In these days scientists startle us with their descriptions of distant stars, and some people have actually lost their faith in God through the staggering conception of stars so distant that the light takes thousands of years to reach us. Such figures do not disturb us, for in very early days we were confronted with a problem beyond all comparison more overwhelming. Make the figures as terrifying as you will and it is at least possible to conceive of them so long as there is a limit. Make the universe as old as you will and it is possible to understand such great periods if there was a beginning. Time without beginning and space without end were the ideas that staggered us. In thus contemplating infinity we are faced with two alternatives one of which must be accepted although both seem impossible. In our experience all things must have a beginning, but we are forced to believe that the first cause always existed. In our experience the largest of objects or the greatest of distances are limited, but we are forced to accept the idea that space is unlimited. We could use the language of the popular scientist and talk of light years and light centuries and light millenniums. We could invite him to use his well developed powers to imagine something moving so much faster than light that it could reach his most distant star in a second. Then imagine its speed doubling every second and proceeding with such acceleration out into space for millions of years until all the paper in the world could not find room to express the figure even in light millenniums.

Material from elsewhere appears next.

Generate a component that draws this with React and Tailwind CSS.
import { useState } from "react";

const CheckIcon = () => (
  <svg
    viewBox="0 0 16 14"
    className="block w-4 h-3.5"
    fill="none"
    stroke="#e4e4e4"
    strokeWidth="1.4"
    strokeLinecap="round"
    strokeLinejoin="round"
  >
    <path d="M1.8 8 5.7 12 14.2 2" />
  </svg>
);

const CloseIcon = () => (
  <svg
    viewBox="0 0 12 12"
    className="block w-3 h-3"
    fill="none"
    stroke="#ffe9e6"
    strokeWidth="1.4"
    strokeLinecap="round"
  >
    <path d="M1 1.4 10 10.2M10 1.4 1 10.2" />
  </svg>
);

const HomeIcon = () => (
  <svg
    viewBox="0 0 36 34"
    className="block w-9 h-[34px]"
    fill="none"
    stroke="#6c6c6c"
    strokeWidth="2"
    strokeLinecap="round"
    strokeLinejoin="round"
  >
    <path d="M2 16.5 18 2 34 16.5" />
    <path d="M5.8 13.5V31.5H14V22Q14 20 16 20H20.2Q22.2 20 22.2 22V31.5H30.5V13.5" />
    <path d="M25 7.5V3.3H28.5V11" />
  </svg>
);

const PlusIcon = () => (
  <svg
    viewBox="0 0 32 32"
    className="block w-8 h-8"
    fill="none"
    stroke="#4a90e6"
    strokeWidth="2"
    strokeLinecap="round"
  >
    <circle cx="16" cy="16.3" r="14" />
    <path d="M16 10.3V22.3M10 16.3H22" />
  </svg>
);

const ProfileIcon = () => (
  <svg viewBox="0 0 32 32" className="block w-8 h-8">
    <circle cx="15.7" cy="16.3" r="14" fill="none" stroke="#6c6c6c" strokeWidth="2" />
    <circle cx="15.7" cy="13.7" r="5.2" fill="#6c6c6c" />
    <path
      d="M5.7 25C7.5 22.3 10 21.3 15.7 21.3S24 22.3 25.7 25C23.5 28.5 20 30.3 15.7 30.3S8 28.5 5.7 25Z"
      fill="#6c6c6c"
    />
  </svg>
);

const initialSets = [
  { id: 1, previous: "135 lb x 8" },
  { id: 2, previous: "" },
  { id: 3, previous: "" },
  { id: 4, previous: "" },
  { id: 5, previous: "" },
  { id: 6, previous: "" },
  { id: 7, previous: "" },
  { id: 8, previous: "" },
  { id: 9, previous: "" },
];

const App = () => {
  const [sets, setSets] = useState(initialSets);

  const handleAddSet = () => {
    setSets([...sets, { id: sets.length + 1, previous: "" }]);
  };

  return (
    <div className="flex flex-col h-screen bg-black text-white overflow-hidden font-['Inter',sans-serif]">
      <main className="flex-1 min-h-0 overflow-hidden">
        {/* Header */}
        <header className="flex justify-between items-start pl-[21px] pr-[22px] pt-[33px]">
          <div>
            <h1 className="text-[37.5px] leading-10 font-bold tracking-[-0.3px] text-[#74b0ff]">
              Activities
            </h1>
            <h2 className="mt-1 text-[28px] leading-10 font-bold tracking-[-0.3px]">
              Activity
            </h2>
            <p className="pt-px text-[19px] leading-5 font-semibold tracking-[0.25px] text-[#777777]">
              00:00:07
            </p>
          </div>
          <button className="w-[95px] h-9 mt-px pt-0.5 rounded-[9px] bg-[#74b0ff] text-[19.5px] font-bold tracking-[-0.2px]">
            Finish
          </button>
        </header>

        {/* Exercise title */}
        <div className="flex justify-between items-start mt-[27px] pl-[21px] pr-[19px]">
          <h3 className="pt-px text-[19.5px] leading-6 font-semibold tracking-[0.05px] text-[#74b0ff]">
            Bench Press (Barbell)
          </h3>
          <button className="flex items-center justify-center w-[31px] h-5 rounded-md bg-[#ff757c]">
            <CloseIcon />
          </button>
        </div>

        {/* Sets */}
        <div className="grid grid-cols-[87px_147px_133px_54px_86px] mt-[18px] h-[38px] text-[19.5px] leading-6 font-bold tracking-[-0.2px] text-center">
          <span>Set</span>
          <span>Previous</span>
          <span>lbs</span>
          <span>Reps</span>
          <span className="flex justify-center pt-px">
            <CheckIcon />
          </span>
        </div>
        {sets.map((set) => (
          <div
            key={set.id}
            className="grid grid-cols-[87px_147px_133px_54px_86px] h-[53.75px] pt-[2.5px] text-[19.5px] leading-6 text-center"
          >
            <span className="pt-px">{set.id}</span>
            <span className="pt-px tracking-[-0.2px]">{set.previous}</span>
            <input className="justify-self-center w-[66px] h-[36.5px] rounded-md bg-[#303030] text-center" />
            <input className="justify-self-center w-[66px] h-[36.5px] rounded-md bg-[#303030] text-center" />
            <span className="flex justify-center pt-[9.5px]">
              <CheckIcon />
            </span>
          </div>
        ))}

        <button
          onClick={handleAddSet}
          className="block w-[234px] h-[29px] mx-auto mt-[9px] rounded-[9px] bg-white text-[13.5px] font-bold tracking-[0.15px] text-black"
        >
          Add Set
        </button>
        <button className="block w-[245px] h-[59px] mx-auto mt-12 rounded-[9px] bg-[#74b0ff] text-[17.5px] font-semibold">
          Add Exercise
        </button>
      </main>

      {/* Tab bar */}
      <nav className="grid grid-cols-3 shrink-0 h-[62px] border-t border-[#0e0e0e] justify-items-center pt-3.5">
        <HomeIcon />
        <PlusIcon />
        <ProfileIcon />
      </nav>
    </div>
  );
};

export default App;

A man might lose his reason trying to grasp the idea of unending space or attempting to imagine how there could possibly be a limit. We cannot understand this matter any more than we can search the mind of God. We are finite beings but we are intelligent enough to grasp the fact that there is infinity around us. We are imperfect beings but we are intelligent enough to form the concept of perfection. This is the true conception of God, infinite and perfect.

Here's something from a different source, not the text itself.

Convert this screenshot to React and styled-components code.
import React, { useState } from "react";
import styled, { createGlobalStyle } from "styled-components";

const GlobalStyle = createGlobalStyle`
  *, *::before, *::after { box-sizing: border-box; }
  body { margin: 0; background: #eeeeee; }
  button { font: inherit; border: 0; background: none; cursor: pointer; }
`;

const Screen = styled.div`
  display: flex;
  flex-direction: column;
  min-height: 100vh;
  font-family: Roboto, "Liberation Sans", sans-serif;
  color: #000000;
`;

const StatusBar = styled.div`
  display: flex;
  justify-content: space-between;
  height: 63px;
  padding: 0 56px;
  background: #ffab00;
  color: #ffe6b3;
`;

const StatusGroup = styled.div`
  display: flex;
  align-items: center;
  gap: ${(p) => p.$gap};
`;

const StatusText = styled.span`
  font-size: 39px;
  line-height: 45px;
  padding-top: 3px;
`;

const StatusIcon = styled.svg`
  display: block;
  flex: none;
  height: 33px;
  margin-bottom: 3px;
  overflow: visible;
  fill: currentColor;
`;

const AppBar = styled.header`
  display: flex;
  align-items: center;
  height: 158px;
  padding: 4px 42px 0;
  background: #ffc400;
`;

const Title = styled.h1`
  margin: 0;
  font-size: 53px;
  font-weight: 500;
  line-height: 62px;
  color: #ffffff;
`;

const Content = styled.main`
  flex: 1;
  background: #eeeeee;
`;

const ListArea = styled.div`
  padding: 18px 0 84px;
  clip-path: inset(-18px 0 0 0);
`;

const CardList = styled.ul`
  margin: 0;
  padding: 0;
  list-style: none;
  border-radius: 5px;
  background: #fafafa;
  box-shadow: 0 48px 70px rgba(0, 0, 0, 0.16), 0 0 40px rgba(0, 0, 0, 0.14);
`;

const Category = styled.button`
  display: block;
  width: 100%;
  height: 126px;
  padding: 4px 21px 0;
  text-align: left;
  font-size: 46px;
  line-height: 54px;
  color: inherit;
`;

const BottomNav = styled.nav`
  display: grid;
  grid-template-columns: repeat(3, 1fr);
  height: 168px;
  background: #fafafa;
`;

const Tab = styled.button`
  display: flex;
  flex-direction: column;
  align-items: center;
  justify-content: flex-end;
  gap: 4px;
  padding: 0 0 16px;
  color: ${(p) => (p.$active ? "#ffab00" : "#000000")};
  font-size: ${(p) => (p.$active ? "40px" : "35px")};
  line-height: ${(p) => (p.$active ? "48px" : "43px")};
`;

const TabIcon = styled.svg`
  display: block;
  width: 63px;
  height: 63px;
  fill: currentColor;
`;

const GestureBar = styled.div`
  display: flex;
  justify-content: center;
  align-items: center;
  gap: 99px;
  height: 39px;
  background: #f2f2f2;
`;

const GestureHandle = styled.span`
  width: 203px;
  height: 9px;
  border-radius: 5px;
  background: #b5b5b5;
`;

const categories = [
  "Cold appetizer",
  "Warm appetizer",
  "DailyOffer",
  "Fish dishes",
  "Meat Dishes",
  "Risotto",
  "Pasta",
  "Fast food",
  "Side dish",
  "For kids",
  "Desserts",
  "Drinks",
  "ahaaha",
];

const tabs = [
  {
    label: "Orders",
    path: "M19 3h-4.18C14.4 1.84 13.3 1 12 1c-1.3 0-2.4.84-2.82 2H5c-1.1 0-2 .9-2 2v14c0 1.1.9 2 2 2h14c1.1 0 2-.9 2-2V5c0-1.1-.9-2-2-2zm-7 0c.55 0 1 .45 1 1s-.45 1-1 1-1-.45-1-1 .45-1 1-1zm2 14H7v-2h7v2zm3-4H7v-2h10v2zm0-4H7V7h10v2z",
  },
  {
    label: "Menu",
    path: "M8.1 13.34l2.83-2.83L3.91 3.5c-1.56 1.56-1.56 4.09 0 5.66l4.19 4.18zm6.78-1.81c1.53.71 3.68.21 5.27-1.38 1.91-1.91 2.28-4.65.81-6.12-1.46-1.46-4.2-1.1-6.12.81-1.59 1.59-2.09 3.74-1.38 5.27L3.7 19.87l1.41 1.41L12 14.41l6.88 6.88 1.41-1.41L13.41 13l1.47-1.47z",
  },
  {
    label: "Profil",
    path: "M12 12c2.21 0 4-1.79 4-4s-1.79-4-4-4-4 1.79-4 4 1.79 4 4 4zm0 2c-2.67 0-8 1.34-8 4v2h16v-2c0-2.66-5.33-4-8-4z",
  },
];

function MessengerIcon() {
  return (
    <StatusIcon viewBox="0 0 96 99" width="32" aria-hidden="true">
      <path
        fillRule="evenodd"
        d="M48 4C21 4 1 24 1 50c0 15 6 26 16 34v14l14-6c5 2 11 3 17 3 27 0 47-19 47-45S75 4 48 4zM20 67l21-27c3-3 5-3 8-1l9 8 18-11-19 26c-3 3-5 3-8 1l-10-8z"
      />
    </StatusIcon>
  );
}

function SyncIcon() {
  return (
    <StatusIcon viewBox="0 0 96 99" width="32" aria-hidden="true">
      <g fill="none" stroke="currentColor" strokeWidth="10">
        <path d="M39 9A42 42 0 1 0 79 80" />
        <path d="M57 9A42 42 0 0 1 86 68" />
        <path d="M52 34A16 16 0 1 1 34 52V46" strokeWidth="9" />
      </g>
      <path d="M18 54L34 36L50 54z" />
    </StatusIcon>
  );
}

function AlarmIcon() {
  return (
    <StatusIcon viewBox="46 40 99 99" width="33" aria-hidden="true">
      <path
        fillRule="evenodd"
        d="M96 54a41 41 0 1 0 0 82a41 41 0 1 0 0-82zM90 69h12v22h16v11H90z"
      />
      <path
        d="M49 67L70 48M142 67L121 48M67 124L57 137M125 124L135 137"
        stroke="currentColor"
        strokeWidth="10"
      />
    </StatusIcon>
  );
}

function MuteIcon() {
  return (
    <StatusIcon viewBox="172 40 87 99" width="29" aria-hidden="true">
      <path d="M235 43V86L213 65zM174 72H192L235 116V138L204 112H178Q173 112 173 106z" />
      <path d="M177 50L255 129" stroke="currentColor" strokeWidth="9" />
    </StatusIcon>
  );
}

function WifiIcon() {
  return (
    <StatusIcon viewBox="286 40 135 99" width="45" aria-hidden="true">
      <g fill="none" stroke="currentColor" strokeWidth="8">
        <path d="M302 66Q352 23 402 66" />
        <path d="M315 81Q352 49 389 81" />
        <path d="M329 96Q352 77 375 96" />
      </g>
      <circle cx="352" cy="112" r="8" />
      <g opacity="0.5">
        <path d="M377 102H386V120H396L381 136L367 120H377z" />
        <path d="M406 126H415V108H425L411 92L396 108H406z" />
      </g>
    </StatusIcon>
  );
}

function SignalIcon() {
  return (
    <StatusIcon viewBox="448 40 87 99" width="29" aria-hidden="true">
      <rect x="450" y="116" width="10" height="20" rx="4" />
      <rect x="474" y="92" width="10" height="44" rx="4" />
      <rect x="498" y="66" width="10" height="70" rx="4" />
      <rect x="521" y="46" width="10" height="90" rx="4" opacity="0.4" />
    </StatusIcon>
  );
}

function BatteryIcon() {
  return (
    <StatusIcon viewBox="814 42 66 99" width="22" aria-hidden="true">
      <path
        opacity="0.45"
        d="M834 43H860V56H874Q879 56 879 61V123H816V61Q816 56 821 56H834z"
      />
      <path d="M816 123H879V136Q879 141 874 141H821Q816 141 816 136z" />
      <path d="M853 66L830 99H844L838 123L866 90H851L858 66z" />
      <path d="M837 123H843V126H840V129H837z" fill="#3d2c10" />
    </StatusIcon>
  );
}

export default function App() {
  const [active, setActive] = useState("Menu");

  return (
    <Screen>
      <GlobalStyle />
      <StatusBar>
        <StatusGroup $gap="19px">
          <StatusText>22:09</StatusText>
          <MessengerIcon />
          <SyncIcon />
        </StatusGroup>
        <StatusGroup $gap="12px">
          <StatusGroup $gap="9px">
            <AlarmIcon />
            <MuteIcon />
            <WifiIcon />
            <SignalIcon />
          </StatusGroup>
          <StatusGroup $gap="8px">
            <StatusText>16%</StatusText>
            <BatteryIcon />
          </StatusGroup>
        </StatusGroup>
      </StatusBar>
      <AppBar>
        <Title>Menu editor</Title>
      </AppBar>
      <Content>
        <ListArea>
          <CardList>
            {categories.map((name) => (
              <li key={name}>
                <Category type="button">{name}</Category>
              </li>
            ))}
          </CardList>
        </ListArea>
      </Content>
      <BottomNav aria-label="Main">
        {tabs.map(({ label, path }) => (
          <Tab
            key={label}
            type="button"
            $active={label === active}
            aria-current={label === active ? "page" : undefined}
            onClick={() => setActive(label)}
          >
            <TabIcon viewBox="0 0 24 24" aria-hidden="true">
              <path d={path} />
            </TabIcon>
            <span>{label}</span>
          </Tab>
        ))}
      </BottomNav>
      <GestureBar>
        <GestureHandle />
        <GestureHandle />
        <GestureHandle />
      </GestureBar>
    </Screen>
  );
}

The first reference to God in the Proverbs is in the well-known saying, "The fear of the Lord is the beginning of knowledge." This may be regarded as the beginning of the proverbs, for the previous six verses have merely set forth the object of the book, calling upon the wise to hear and understand. The first real proverb, then, is this clear call to fear God. There is no suggestion that it is easy to understand even this. In the second chapter we are told that if we will receive the words of the instructor and lay up his commandments in our minds so that we incline our ears and apply our hearts to wisdom and understanding; if we lift up our voices and cry after understanding, seeking it as if searching for hidden treasure, then shall we understand the fear of the Lord and the knowledge of God (Pro 2:1-5).

There can be no doubt of the enthusiasm with which men will seek for hidden treasure. Even the most indolent of sluggards would dig his garden if he thought that bars of gold and silver were hidden under the soil. This is the manner in which we should seek for wisdom and knowledge that we may understand the fear of the Lord.

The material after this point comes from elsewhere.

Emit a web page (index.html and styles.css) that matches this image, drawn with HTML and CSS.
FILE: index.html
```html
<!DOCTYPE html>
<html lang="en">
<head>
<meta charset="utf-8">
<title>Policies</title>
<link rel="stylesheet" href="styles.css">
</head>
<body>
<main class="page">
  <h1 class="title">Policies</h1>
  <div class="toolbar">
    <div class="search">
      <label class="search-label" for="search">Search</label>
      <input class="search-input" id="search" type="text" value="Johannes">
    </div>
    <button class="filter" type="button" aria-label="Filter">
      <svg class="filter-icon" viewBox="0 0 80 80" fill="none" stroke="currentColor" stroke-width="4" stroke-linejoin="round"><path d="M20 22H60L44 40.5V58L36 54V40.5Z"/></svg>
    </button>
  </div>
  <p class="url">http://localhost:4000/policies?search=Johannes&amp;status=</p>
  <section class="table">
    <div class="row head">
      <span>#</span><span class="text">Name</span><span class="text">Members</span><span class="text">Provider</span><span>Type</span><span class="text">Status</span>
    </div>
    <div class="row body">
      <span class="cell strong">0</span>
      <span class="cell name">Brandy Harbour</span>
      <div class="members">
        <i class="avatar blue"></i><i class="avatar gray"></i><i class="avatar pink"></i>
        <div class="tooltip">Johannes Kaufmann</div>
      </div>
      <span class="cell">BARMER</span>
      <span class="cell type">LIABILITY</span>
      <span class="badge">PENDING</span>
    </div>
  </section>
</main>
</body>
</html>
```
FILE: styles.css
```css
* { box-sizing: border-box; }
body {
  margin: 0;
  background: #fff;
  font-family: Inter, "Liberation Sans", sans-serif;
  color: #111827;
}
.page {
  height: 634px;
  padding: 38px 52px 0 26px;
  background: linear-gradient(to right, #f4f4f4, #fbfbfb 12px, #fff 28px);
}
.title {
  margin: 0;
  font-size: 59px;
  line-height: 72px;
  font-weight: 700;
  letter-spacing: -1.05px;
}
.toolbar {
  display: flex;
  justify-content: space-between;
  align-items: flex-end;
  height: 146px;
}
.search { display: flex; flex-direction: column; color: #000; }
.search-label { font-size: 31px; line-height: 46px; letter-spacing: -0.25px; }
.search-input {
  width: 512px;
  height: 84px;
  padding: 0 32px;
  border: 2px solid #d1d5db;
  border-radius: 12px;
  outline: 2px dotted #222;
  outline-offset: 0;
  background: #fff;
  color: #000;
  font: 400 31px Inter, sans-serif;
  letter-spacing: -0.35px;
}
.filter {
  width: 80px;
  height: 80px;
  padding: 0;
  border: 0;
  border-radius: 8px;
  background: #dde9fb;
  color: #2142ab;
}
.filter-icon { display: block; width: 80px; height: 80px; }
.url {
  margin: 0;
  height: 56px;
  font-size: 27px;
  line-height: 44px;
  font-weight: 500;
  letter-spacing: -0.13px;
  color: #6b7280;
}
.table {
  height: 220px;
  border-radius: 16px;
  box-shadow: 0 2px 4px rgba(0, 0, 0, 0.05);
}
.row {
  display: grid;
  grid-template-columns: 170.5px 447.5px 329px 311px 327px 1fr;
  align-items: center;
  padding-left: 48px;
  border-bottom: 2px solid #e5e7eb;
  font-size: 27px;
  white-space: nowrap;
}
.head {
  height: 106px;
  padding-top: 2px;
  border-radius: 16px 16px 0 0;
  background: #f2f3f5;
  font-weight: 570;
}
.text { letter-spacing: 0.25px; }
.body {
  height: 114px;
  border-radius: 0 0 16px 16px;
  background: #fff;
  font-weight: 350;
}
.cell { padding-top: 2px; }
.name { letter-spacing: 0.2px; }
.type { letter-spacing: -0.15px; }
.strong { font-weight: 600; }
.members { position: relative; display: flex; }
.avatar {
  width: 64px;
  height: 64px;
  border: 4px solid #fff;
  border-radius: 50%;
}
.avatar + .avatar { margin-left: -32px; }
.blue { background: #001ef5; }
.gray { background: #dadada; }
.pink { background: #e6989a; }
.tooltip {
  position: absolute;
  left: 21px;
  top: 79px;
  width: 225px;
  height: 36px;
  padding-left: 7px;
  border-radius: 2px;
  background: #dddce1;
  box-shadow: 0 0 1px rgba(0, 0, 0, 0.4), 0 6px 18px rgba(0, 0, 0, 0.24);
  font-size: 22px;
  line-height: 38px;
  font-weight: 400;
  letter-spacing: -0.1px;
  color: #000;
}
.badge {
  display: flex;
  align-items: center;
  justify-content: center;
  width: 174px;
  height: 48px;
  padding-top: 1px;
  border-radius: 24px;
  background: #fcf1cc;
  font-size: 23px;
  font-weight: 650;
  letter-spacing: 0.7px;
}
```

The word fear does not refer to that fear that is cast out by love. It is a word signifying reverence. It is the fear that a child may bear toward a good parent. A fear of offending or grieving, a fear of being unworthy, a fear of the reproachful look which may sometimes hurt more than the primitive rod. Using the word fear in this sense we can understand the words of the Psalm: "There is forgiveness with thee, that thou mayest be feared." It is because God can pity and forgive that He may be revered and feared in this sense.

We are not confused by the use of the same word with different meanings. There is affinity even where there is dissimilarity. There is a fear which goes with hatred, and there is a fear which is only felt by love. A completely brutal man will have no fear of losing the love and respect of his fellows, for these blessings have never been his. He fears physical pain and practically nothing else. The fear of the Lord is a totally different fear which could not even be explained to such a man. Men who can love their friends may perceive a little of the truth, the full understanding is reserved for those who seek for wisdom as for hidden treasure.

The Proverbs tell us to trust the Lord with all the heart, to honour Him with our substance and to be properly exercised by His chastening rod. We are to be in the fear of the Lord all the day, remembering that all things come from Him, and that with Him is perfect wisdom. If we find a measure of that wisdom we shall find life and obtain favour of the Lord (Pro 8:35).

There are two particularly interesting statements in the Proverbs regarding God in His dealings with the children of men. One is the oft quoted passage, "It is the glory of God to conceal a thing, but the honour of kings is to search out the matter" (Pro 25:2). We should not have anticipated this thought, but all experience shows that it is fundamentally true. Men have often found that all their attempts to understand the laws of Nature have only opened up a vista of increased complexity. Last century the materialists were in the ascendant and for a time imagined that they were on the point of explaining everything. Now they are discredited and it is acknowledged that the universe is far more mysterious than our forefathers ever imagined. Last century the food experts thought that they knew all about the subject of nutrition; then, through the practical failure of their theories, vitamins were discovered, and now experts who certainly know far more than their predecessors, admit as Mr. Eustace Miles once wrote: "We really know very little about the matter." At one time the ductless glands of the body were regarded as useless, now they are found to be so mysteriously important that some investigators have claimed that they are practically everything.

As in Nature so in the written Word, God has concealed things and has called upon His servants to exercise their minds in searching for the treasures of divine wisdom. It has always been "line upon line, precept upon precept, here a little and there a little." Faithful men and women try to put the littles together and in the process find the mental exercise which brings their minds nearer to God.

The other remarkable passage is in Pro 21:1.

"The heart of the king is in the hand of the Lord: as the rivers of water he turneth it wheresoever he will."
This is another way of saying that God rules in the kingdoms of men, a doctrine found in all parts of Scripture. Even the wicked are used as the divine sword for the punishing of other wicked. The proverb, however suggests more than this. It gives us a glimpse of the process by which the hearts of kings may be turned. It is not by a direct influence such as would make a man into a machine. It is rather as we turn the course of water, placing obstacles here and removing them there to guide the stream as we desire. The Scriptures furnish many illustrations of this principle. The King of Egypt was influenced by that which he saw and heard. The partial success of his magicians hardened his heart. The Syrians were driven from Samaria by the sound as of a host approaching. It was not in the heart of the king of Assyria to perform any work for God, but he was lured by the prospect of spoil and the hope of power. There have been illustrations of this truth in our days, nations deterred by obstacles or encouraged by easy success have taken their proper places in the world; for the heart of the king is still in the hand of the Lord, turned like a stream of water into the channel designed for it.